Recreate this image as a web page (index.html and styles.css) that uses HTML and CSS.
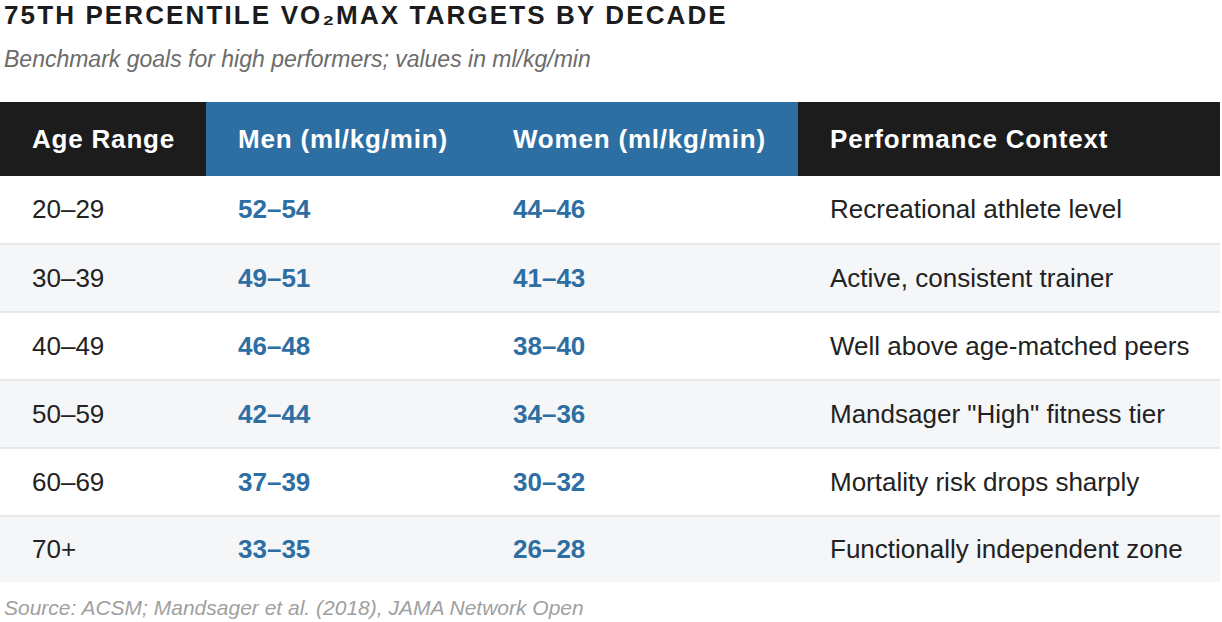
FILE: index.html
```html
<!DOCTYPE html>
<html lang="en">
<head>
<meta charset="utf-8">
<title>75th Percentile VO2max Targets by Decade</title>
<link rel="stylesheet" href="styles.css">
</head>
<body>
<div class="page">
  <h1 class="title">75th Percentile VO₂max Targets by Decade</h1>
  <p class="subtitle">Benchmark goals for high performers; values in ml/kg/min</p>
  <table class="vo-table">
    <colgroup>
      <col class="c-age">
      <col class="c-men">
      <col class="c-women">
      <col class="c-ctx">
    </colgroup>
    <thead>
      <tr>
        <th class="h-dark">Age Range</th>
        <th class="h-blue">Men (ml/kg/min)</th>
        <th class="h-blue">Women (ml/kg/min)</th>
        <th class="h-dark">Performance Context</th>
      </tr>
    </thead>
    <tbody>
      <tr><td>20–29</td><td class="val">52–54</td><td class="val">44–46</td><td>Recreational athlete level</td></tr>
      <tr><td>30–39</td><td class="val">49–51</td><td class="val">41–43</td><td>Active, consistent trainer</td></tr>
      <tr><td>40–49</td><td class="val">46–48</td><td class="val">38–40</td><td>Well above age-matched peers</td></tr>
      <tr><td>50–59</td><td class="val">42–44</td><td class="val">34–36</td><td>Mandsager "High" fitness tier</td></tr>
      <tr><td>60–69</td><td class="val">37–39</td><td class="val">30–32</td><td>Mortality risk drops sharply</td></tr>
      <tr><td>70+</td><td class="val">33–35</td><td class="val">26–28</td><td>Functionally independent zone</td></tr>
    </tbody>
  </table>
  <p class="source">Source: ACSM; Mandsager et al. (2018), JAMA Network Open</p>
</div>
</body>
</html>
```

FILE: styles.css
```css
* { box-sizing: border-box; }
html, body { margin: 0; padding: 0; background: #ffffff; }
body {
  font-family: "Liberation Sans", Arial, sans-serif;
  color: #222222;
}
.page {
  width: 1220px;
  display: flex;
  flex-direction: column;
}
.title {
  margin: 0;
  padding: 0 4px 0;
  font-size: 26px;
  line-height: 30px;
  font-weight: 700;
  letter-spacing: 2.12px;
  text-transform: uppercase;
  color: #1c1c1c;
}
.subtitle {
  margin: 0;
  padding: 15px 4px 0;
  font-size: 23px;
  line-height: 28px;
  font-style: italic;
  color: #6b6b6b;
}
.vo-table {
  margin-top: 29px;
  width: 1220px;
  border-collapse: collapse;
  table-layout: fixed;
}
.c-age { width: 206px; }
.c-men { width: 275px; }
.c-women { width: 317px; }
.c-ctx { width: 422px; }
.vo-table th {
  height: 74px;
  padding: 0 0 0 32px;
  text-align: left;
  font-size: 26px;
  font-weight: 700;
  letter-spacing: 0.8px;
  color: #ffffff;
  vertical-align: middle;
}
.h-dark { background: #1c1c1c; }
.h-blue { background: #2d6ea3; }
.vo-table td {
  height: 68px;
  padding: 0 0 0 32px;
  font-size: 26px;
  color: #222222;
  vertical-align: middle;
  border-bottom: 2px solid #e6e7eb;
}
.vo-table tbody tr:nth-child(even) td { background: #f5f6f8; }
.vo-table tbody tr:last-child td { border-bottom: none; height: 66px; }
.vo-table td.val { font-weight: 700; color: #2d6ea3; }
.source {
  margin: 0;
  padding: 13px 4px 0;
  font-size: 21px;
  line-height: 26px;
  font-style: italic;
  color: #a0a0a0;
}
```
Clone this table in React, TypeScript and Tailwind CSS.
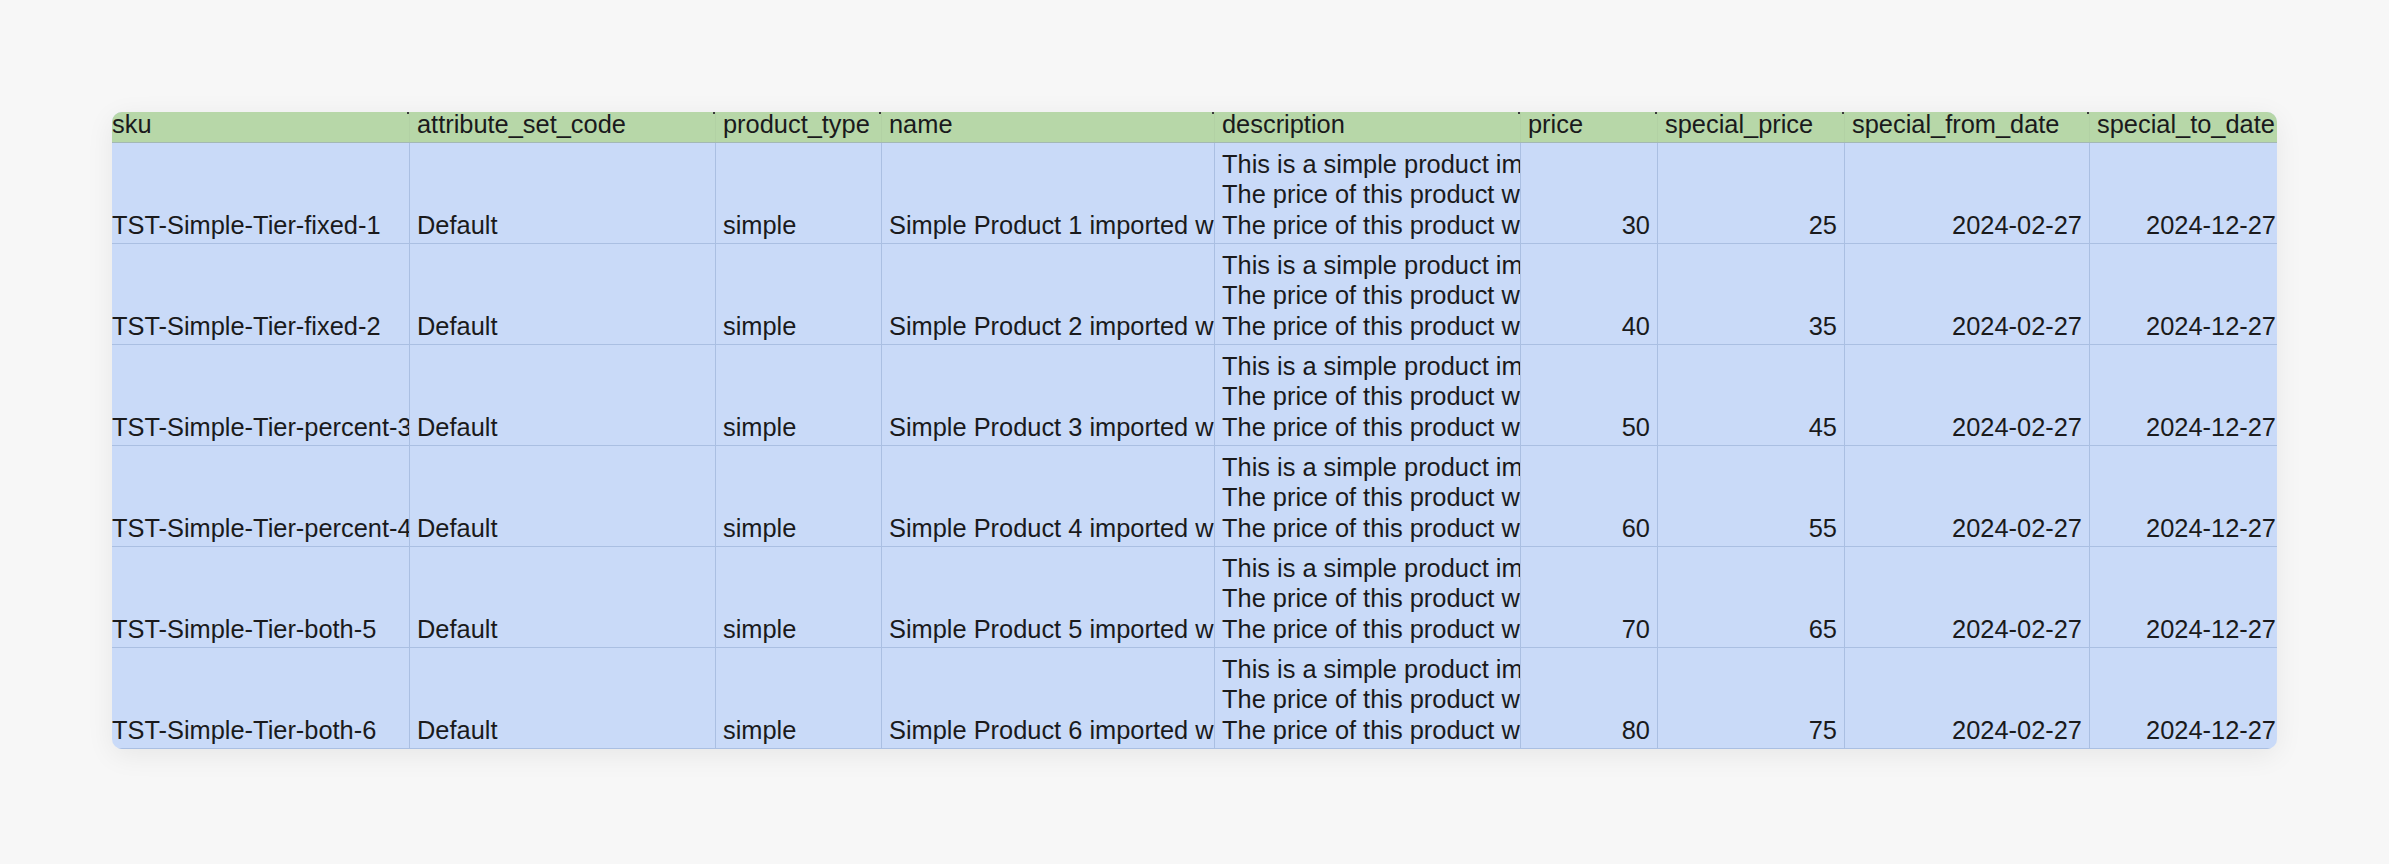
import React from 'react';

type Col = {
  key: string;
  width: string;
  align: 'left' | 'right';
};

const columns: Col[] = [
  { key: 'sku', width: 'w-[298px]', align: 'left' },
  { key: 'attribute_set_code', width: 'w-[306px]', align: 'left' },
  { key: 'product_type', width: 'w-[166px]', align: 'left' },
  { key: 'name', width: 'w-[333px]', align: 'left' },
  { key: 'description', width: 'w-[306px]', align: 'left' },
  { key: 'price', width: 'w-[137px]', align: 'right' },
  { key: 'special_price', width: 'w-[187px]', align: 'right' },
  { key: 'special_from_date', width: 'w-[245px]', align: 'right' },
  { key: 'special_to_date', width: 'w-[194px]', align: 'right' },
];

const products = [
  { sku: 'TST-Simple-Tier-fixed-1', n: 1, price: 30, special: 25 },
  { sku: 'TST-Simple-Tier-fixed-2', n: 2, price: 40, special: 35 },
  { sku: 'TST-Simple-Tier-percent-3', n: 3, price: 50, special: 45 },
  { sku: 'TST-Simple-Tier-percent-4', n: 4, price: 60, special: 55 },
  { sku: 'TST-Simple-Tier-both-5', n: 5, price: 70, special: 65 },
  { sku: 'TST-Simple-Tier-both-6', n: 6, price: 80, special: 75 },
];

const descLines = [
  'This is a simple product imported with tier prices.',
  'The price of this product will be reduced for bulk orders.',
  'The price of this product will also show a special price.',
];

const Cell = ({ col, children, first }: { col: Col; children: React.ReactNode; first?: boolean }) => (
  <div
    className={`${col.width} shrink-0 h-full flex flex-col justify-end overflow-hidden whitespace-nowrap border-r border-[#aabfe2] pb-[3px] leading-[30px] ${
      col.align === 'right' ? 'items-end pr-[7px]' : first ? 'items-start pl-0' : 'items-start pl-[7px]'
    }`}
  >
    {children}
  </div>
);

export default function App() {
  return (
    <div className="min-h-screen h-[864px] bg-[#f7f7f7] pt-[112px] pl-[112px] font-['Liberation_Sans',Arial,sans-serif] text-[25.4px] text-[#1a1a1c]">
      <div className="w-[2165px] h-[637px] rounded-[10px] overflow-hidden bg-[#c9daf8] shadow-[0_6px_28px_rgba(0,0,0,0.07)]">
        {/* header row */}
        <div className="flex h-[31px] bg-[#b7d7a8] border-b border-[#a3b8b4]">
          {columns.map((col, i) => (
            <div
              key={col.key}
              className={`${col.width} shrink-0 relative overflow-hidden whitespace-nowrap leading-[24px] border-r border-[#b2d1a4] ${
                i === 0 ? 'pl-0' : 'pl-[7px]'
              }`}
            >
              {col.key}
              <span className="absolute right-0 top-0 w-[2px] h-[2px] bg-[#3a3a3a]" />
            </div>
          ))}
        </div>

        {/* body rows */}
        {products.map(p => (
          <div key={p.sku} className="flex h-[101px] border-b border-[#aabfe2]">
            <Cell col={columns[0]} first>{p.sku}</Cell>
            <Cell col={columns[1]}>Default</Cell>
            <Cell col={columns[2]}>simple</Cell>
            <Cell col={columns[3]}>Simple Product {p.n} imported with tier prices</Cell>
            <Cell col={columns[4]}>
              {descLines.map(line => (
                <span key={line} className="block leading-[30.5px]">{line}</span>
              ))}
            </Cell>
            <Cell col={columns[5]}>{p.price}</Cell>
            <Cell col={columns[6]}>{p.special}</Cell>
            <Cell col={columns[7]}>2024-02-27</Cell>
            <Cell col={columns[8]}>2024-12-27</Cell>
          </div>
        ))}
      </div>
    </div>
  );
}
● ● ● ● ● ● ●
● **GOAL**
Copy the whole listing above word for word but do not carry over the pictures.

● **PROBLEM SOLUTION**
Recreate this image as a web page (index.html and styles.css) that uses HTML and CSS.
FILE: index.html
```html
<!DOCTYPE html>
<html lang="en">
<head>
<meta charset="utf-8">
<title>75th Percentile VO2max Targets by Decade</title>
<link rel="stylesheet" href="styles.css">
</head>
<body>
<div class="page">
  <h1 class="title">75th Percentile VO₂max Targets by Decade</h1>
  <p class="subtitle">Benchmark goals for high performers; values in ml/kg/min</p>
  <table class="vo-table">
    <colgroup>
      <col class="c-age">
      <col class="c-men">
      <col class="c-women">
      <col class="c-ctx">
    </colgroup>
    <thead>
      <tr>
        <th class="h-dark">Age Range</th>
        <th class="h-blue">Men (ml/kg/min)</th>
        <th class="h-blue">Women (ml/kg/min)</th>
        <th class="h-dark">Performance Context</th>
      </tr>
    </thead>
    <tbody>
      <tr><td>20–29</td><td class="val">52–54</td><td class="val">44–46</td><td>Recreational athlete level</td></tr>
      <tr><td>30–39</td><td class="val">49–51</td><td class="val">41–43</td><td>Active, consistent trainer</td></tr>
      <tr><td>40–49</td><td class="val">46–48</td><td class="val">38–40</td><td>Well above age-matched peers</td></tr>
      <tr><td>50–59</td><td class="val">42–44</td><td class="val">34–36</td><td>Mandsager "High" fitness tier</td></tr>
      <tr><td>60–69</td><td class="val">37–39</td><td class="val">30–32</td><td>Mortality risk drops sharply</td></tr>
      <tr><td>70+</td><td class="val">33–35</td><td class="val">26–28</td><td>Functionally independent zone</td></tr>
    </tbody>
  </table>
  <p class="source">Source: ACSM; Mandsager et al. (2018), JAMA Network Open</p>
</div>
</body>
</html>
```

FILE: styles.css
```css
* { box-sizing: border-box; }
html, body { margin: 0; padding: 0; background: #ffffff; }
body {
  font-family: "Liberation Sans", Arial, sans-serif;
  color: #222222;
}
.page {
  width: 1220px;
  display: flex;
  flex-direction: column;
}
.title {
  margin: 0;
  padding: 0 4px 0;
  font-size: 26px;
  line-height: 30px;
  font-weight: 700;
  letter-spacing: 2.12px;
  text-transform: uppercase;
  color: #1c1c1c;
}
.subtitle {
  margin: 0;
  padding: 15px 4px 0;
  font-size: 23px;
  line-height: 28px;
  font-style: italic;
  color: #6b6b6b;
}
.vo-table {
  margin-top: 29px;
  width: 1220px;
  border-collapse: collapse;
  table-layout: fixed;
}
.c-age { width: 206px; }
.c-men { width: 275px; }
.c-women { width: 317px; }
.c-ctx { width: 422px; }
.vo-table th {
  height: 74px;
  padding: 0 0 0 32px;
  text-align: left;
  font-size: 26px;
  font-weight: 700;
  letter-spacing: 0.8px;
  color: #ffffff;
  vertical-align: middle;
}
.h-dark { background: #1c1c1c; }
.h-blue { background: #2d6ea3; }
.vo-table td {
  height: 68px;
  padding: 0 0 0 32px;
  font-size: 26px;
  color: #222222;
  vertical-align: middle;
  border-bottom: 2px solid #e6e7eb;
}
.vo-table tbody tr:nth-child(even) td { background: #f5f6f8; }
.vo-table tbody tr:last-child td { border-bottom: none; height: 66px; }
.vo-table td.val { font-weight: 700; color: #2d6ea3; }
.source {
  margin: 0;
  padding: 13px 4px 0;
  font-size: 21px;
  line-height: 26px;
  font-style: italic;
  color: #a0a0a0;
}
```
Clone this table in React, TypeScript and Tailwind CSS.
import React from 'react';

type Col = {
  key: string;
  width: string;
  align: 'left' | 'right';
};

const columns: Col[] = [
  { key: 'sku', width: 'w-[298px]', align: 'left' },
  { key: 'attribute_set_code', width: 'w-[306px]', align: 'left' },
  { key: 'product_type', width: 'w-[166px]', align: 'left' },
  { key: 'name', width: 'w-[333px]', align: 'left' },
  { key: 'description', width: 'w-[306px]', align: 'left' },
  { key: 'price', width: 'w-[137px]', align: 'right' },
  { key: 'special_price', width: 'w-[187px]', align: 'right' },
  { key: 'special_from_date', width: 'w-[245px]', align: 'right' },
  { key: 'special_to_date', width: 'w-[194px]', align: 'right' },
];

const products = [
  { sku: 'TST-Simple-Tier-fixed-1', n: 1, price: 30, special: 25 },
  { sku: 'TST-Simple-Tier-fixed-2', n: 2, price: 40, special: 35 },
  { sku: 'TST-Simple-Tier-percent-3', n: 3, price: 50, special: 45 },
  { sku: 'TST-Simple-Tier-percent-4', n: 4, price: 60, special: 55 },
  { sku: 'TST-Simple-Tier-both-5', n: 5, price: 70, special: 65 },
  { sku: 'TST-Simple-Tier-both-6', n: 6, price: 80, special: 75 },
];

const descLines = [
  'This is a simple product imported with tier prices.',
  'The price of this product will be reduced for bulk orders.',
  'The price of this product will also show a special price.',
];

const Cell = ({ col, children, first }: { col: Col; children: React.ReactNode; first?: boolean }) => (
  <div
    className={`${col.width} shrink-0 h-full flex flex-col justify-end overflow-hidden whitespace-nowrap border-r border-[#aabfe2] pb-[3px] leading-[30px] ${
      col.align === 'right' ? 'items-end pr-[7px]' : first ? 'items-start pl-0' : 'items-start pl-[7px]'
    }`}
  >
    {children}
  </div>
);

export default function App() {
  return (
    <div className="min-h-screen h-[864px] bg-[#f7f7f7] pt-[112px] pl-[112px] font-['Liberation_Sans',Arial,sans-serif] text-[25.4px] text-[#1a1a1c]">
      <div className="w-[2165px] h-[637px] rounded-[10px] overflow-hidden bg-[#c9daf8] shadow-[0_6px_28px_rgba(0,0,0,0.07)]">
        {/* header row */}
        <div className="flex h-[31px] bg-[#b7d7a8] border-b border-[#a3b8b4]">
          {columns.map((col, i) => (
            <div
              key={col.key}
              className={`${col.width} shrink-0 relative overflow-hidden whitespace-nowrap leading-[24px] border-r border-[#b2d1a4] ${
                i === 0 ? 'pl-0' : 'pl-[7px]'
              }`}
            >
              {col.key}
              <span className="absolute right-0 top-0 w-[2px] h-[2px] bg-[#3a3a3a]" />
            </div>
          ))}
        </div>

        {/* body rows */}
        {products.map(p => (
          <div key={p.sku} className="flex h-[101px] border-b border-[#aabfe2]">
            <Cell col={columns[0]} first>{p.sku}</Cell>
            <Cell col={columns[1]}>Default</Cell>
            <Cell col={columns[2]}>simple</Cell>
            <Cell col={columns[3]}>Simple Product {p.n} imported with tier prices</Cell>
            <Cell col={columns[4]}>
              {descLines.map(line => (
                <span key={line} className="block leading-[30.5px]">{line}</span>
              ))}
            </Cell>
            <Cell col={columns[5]}>{p.price}</Cell>
            <Cell col={columns[6]}>{p.special}</Cell>
            <Cell col={columns[7]}>2024-02-27</Cell>
            <Cell col={columns[8]}>2024-12-27</Cell>
          </div>
        ))}
      </div>
    </div>
  );
}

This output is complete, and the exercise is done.